Nigeria has always prided itself as Africa’s largest economy and most populous nation. Currently, its banking sector is confronting a moment of truth that should send shockwaves. Today, a single South African bank, Standard Bank Group, commands a market value at roughly $21-22 billion that rivals and, in some comparisons, exceeds the entire Nigerian banking industry. Though it may seem to be unbelievable, it is real. This striking imbalance is not merely about market valuations for individuals who are perturbed by this alarming revelation. Hence, it must be known that this reflects deeper structural challenges in Nigeria’s financial system and underscores why the Central Bank of Nigeria’s recapitalisation drive has become essential for restoring competitiveness, resilience, and global relevance.

Without any iota of doubt, for a nation of over 200 million people and Africa’s largest economy by several metrics, this reality is more than an uncomfortable statistic. This is truly a reflection of deeper structural weaknesses within the financial system. It highlights the urgent need for reform and explains why the ongoing recapitalisation drive by the Central Bank of Nigeria has become one of the most consequential policy interventions in the country’s banking industry in two decades.

Recapitalisation is not merely a regulatory exercise. If, genuinely, the key stakeholders consider this exercise as an attempt to reposition Nigerian banks to compete with global peers, strengthen financial stability, restore investor confidence, and enable the banking sector to support economic transformation, they must not handle this report with bias.

The disparity between Nigerian and South African banks illustrates the scale of the challenge.

While Standard Bank Group, the largest by assets, has a market capitalisation of roughly R372 billion ($21-22 billion = N32.66 trillion). Similar whooping amounts valued in the multi-billion-dollar range as of 2025 apply to several other South African banks, including FirstRand, Absa Group, and Nedbank. For apt juxtaposition from what is obtainable with the South African bank, the combined market capitalisation of 13 Nigerian banks listed on the Nigerian Exchange (NGX) stood at about N16.14 trillion ($10.87 billion) as of 2025-2026. However, the earlier benchmarks show that around May 2025, it was about N11.07 trillion. The current valuation of N16.14 trillion is a result of the funds tapped by some banks from the capital market through rights issues and public offerings.

Nigeria’s largest banks tell a different story. Guaranty Trust Holding Company, widely regarded as one of Nigeria’s most efficient banks, is valued at less than $2 billion (N3.3 trillion). Access Holdings, despite managing assets exceeding $70 billion, carries a market capitalisation of under $1 billion.

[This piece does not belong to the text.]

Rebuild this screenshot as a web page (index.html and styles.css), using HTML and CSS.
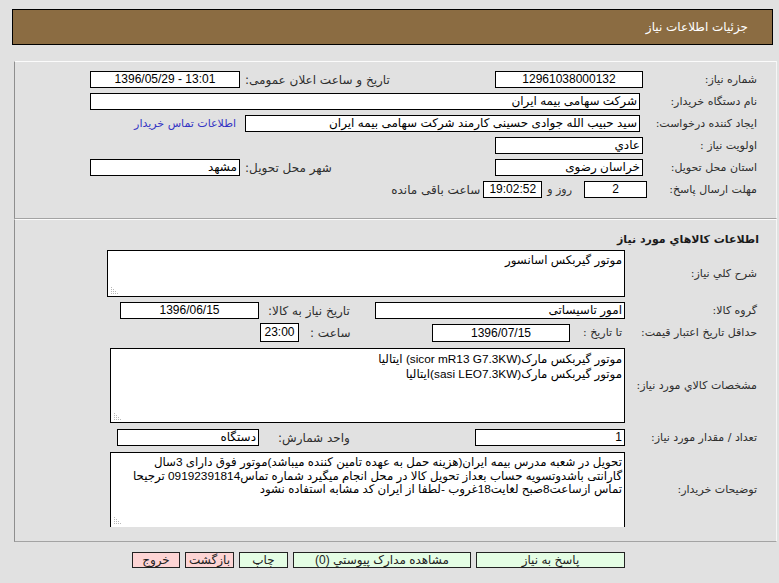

To further buttress Africa’s largest financial institution’s position, as of June 30, 2025, Standard Bank Group of South Africa reported total assets of R3.4 trillion. This amount is equivalent to $191.8 billion, and it points to the fact that it is at the top in Africa’s financial space. The equivalent in naira at Nigeria’s exchange rate of N1,484.50 to $1. Hence, $191.8 billion translates to approximately N284,983 trillion, or roughly N285 trillion. This means a single South African bank now outvalues the entire Nigerian banking industry, when compared to the 10 largest lenders collectively holding N218.99 trillion in assets. Though Nigerian banking industry assets were projected to reach N242.3 trillion ($151.4 billion) by 2025-2026.

The obvious and alarming disconnect between asset size and market value signals a deeper crisis of confidence as enumerated thus far. One underlying mistake is to understand that investors are not merely assessing balance sheets; they are evaluating governance standards, currency stability, regulatory predictability, and long-term growth prospects, as these remain their focal interests. The market’s verdict is clear: Nigerian banks remain undervalued because investors perceive higher systemic risks.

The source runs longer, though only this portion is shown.